**SOURCE MATERIAL**
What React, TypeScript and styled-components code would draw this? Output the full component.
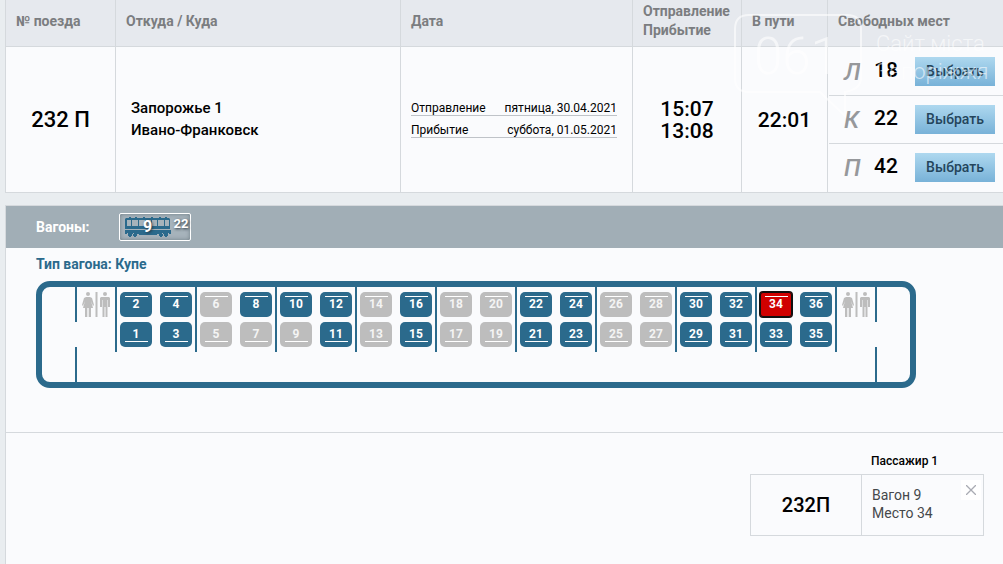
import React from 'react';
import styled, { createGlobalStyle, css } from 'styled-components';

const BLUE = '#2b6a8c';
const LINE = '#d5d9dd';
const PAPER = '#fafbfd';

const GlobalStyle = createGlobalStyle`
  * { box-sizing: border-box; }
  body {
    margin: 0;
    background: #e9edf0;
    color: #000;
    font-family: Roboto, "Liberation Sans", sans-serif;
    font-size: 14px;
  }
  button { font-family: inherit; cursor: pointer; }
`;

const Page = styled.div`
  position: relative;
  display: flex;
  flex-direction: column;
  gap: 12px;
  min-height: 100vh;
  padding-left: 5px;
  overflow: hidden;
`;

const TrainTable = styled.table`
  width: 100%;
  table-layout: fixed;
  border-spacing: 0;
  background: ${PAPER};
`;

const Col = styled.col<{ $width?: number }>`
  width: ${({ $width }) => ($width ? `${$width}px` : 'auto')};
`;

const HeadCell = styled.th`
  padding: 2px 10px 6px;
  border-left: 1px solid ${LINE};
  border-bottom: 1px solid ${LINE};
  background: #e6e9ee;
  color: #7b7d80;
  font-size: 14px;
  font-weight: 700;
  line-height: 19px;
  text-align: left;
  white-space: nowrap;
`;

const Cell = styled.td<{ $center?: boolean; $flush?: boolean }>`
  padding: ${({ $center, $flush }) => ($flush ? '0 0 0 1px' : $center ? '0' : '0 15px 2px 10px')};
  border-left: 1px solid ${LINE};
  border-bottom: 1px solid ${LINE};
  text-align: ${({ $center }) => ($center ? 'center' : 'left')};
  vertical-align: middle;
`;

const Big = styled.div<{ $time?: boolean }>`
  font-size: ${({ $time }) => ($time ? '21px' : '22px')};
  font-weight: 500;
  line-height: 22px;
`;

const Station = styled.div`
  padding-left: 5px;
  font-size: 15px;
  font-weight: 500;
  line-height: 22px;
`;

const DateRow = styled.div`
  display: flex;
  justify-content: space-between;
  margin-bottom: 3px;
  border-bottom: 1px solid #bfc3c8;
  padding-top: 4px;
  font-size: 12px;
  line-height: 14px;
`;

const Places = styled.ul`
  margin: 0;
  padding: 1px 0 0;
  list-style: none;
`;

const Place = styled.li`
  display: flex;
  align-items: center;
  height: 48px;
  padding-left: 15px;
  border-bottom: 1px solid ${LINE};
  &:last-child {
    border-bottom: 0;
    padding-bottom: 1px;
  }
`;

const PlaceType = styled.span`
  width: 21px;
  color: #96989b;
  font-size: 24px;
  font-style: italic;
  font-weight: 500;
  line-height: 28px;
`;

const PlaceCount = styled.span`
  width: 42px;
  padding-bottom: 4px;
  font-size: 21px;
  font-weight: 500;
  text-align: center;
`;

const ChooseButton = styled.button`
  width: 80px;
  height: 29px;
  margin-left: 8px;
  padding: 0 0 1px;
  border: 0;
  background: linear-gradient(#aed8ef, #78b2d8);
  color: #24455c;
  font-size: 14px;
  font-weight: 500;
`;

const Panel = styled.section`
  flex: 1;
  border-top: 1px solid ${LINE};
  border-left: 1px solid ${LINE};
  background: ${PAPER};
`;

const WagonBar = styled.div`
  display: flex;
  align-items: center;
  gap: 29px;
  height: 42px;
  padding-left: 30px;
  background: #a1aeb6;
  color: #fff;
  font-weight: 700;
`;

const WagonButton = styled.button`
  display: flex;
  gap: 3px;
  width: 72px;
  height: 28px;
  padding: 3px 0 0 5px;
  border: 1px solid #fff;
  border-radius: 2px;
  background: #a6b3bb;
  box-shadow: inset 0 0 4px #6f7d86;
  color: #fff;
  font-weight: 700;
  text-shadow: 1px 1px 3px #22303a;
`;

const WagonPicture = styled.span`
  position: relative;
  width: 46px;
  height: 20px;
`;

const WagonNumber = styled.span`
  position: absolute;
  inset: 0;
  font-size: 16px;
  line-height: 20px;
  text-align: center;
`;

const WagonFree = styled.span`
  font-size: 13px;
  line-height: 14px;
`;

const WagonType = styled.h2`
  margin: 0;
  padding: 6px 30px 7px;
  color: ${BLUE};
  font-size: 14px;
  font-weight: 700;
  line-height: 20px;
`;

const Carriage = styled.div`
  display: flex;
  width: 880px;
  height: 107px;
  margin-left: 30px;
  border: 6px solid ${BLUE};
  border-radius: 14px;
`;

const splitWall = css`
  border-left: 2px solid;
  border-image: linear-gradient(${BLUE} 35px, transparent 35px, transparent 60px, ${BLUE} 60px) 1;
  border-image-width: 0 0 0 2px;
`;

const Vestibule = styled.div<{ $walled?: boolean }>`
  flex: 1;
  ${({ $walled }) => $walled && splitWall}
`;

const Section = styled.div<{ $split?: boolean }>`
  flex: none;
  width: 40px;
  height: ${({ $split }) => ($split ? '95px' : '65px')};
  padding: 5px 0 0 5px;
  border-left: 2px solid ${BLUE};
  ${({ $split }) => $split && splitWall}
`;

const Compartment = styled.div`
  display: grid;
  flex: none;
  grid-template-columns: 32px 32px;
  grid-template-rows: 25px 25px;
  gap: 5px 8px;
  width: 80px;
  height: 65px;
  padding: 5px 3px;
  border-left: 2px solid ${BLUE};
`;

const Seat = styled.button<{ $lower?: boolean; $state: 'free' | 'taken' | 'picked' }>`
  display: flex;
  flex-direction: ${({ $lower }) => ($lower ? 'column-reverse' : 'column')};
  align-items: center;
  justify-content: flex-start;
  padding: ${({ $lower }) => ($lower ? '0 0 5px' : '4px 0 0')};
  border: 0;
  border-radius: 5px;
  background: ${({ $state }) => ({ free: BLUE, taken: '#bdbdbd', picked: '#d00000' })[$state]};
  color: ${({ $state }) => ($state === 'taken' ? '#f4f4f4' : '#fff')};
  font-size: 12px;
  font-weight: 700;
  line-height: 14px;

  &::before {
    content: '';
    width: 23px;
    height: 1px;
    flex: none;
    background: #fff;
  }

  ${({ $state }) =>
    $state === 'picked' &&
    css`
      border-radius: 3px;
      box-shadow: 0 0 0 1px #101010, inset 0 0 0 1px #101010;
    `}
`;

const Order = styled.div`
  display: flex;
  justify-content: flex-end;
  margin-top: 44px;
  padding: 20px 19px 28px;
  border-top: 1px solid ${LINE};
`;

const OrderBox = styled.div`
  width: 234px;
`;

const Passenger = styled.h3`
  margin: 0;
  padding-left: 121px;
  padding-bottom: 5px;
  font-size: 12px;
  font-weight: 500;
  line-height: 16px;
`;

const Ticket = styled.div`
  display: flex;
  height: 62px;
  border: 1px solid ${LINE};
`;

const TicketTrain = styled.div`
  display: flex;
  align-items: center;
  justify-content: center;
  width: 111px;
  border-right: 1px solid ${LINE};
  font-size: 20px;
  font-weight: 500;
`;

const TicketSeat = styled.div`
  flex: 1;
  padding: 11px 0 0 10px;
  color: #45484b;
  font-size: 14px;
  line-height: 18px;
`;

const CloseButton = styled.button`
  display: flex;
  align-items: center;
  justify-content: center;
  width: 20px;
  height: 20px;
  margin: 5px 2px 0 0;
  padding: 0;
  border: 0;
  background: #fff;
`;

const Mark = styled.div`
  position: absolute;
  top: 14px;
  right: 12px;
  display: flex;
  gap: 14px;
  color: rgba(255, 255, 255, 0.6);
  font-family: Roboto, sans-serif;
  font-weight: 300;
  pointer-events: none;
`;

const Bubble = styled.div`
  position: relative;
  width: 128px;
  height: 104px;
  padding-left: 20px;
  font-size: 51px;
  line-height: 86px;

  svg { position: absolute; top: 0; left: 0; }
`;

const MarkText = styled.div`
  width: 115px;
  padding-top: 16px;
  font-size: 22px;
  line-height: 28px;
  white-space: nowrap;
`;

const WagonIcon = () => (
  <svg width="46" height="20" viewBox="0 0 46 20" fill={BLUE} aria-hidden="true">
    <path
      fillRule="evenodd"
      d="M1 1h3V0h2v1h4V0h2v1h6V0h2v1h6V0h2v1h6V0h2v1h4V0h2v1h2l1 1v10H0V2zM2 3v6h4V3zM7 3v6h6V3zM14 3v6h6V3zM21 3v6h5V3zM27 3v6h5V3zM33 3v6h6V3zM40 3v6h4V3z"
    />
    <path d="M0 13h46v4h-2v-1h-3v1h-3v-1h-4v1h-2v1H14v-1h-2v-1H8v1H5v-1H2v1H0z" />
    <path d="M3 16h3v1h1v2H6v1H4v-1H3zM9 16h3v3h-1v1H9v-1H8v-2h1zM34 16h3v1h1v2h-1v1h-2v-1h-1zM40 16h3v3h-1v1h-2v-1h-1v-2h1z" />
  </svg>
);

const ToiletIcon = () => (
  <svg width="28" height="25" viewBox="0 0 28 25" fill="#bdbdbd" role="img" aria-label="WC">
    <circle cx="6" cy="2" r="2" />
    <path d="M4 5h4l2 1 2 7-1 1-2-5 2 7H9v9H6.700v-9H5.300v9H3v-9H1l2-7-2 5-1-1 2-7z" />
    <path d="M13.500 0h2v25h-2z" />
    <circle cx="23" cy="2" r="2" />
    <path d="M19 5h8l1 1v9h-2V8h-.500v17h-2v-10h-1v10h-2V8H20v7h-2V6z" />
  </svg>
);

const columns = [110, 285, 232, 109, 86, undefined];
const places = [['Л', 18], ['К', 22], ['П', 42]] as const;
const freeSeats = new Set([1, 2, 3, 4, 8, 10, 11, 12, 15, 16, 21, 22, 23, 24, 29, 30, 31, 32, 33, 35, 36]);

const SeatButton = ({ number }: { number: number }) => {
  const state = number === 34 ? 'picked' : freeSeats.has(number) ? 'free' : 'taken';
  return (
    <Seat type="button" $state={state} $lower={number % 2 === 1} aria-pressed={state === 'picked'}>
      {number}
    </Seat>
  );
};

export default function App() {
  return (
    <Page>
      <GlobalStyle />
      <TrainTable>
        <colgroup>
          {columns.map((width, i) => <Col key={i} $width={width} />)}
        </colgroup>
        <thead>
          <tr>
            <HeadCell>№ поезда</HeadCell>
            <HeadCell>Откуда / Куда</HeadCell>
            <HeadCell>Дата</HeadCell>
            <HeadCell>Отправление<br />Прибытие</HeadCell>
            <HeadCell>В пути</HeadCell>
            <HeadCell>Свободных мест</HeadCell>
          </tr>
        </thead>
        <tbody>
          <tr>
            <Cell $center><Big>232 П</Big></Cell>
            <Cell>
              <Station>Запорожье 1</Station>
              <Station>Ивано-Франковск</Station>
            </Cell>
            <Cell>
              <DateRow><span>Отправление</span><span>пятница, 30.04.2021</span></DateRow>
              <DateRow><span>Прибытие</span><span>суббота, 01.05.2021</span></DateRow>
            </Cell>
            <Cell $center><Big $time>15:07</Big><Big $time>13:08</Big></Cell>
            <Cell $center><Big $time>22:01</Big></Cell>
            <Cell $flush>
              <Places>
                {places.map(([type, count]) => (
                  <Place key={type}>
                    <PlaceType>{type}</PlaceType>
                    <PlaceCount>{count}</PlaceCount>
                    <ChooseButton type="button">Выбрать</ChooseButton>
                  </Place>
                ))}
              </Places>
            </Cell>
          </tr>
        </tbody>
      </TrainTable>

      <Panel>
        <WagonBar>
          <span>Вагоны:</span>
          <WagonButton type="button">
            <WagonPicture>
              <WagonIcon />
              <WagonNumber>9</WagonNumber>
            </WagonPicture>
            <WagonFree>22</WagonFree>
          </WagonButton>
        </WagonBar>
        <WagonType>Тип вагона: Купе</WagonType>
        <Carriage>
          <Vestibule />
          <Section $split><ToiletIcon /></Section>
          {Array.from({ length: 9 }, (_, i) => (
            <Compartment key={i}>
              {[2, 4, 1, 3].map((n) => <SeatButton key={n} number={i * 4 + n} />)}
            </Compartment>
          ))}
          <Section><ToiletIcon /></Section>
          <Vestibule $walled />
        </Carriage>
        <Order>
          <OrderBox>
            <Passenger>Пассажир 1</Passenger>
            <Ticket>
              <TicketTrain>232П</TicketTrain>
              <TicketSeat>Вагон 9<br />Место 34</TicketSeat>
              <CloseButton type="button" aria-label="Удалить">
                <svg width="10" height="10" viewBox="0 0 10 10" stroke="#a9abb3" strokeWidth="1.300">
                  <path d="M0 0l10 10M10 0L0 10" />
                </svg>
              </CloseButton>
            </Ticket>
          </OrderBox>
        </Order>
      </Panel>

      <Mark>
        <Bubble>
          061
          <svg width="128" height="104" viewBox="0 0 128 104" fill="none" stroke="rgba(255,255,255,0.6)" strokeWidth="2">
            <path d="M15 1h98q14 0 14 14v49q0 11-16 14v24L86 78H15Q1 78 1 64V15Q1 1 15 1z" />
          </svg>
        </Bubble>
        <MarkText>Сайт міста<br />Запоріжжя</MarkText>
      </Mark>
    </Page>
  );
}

**STATED GOAL**
Every line from the start of the listing above through the line with "const PAPER = '#fafbfd';" should be repeated exactly; skip the pictures and add nothing else.

**FINISHED EXERCISE**
What React, TypeScript and styled-components code would draw this? Output the full component.
import React from 'react';
import styled, { createGlobalStyle, css } from 'styled-components';

const BLUE = '#2b6a8c';
const LINE = '#d5d9dd';
const PAPER = '#fafbfd';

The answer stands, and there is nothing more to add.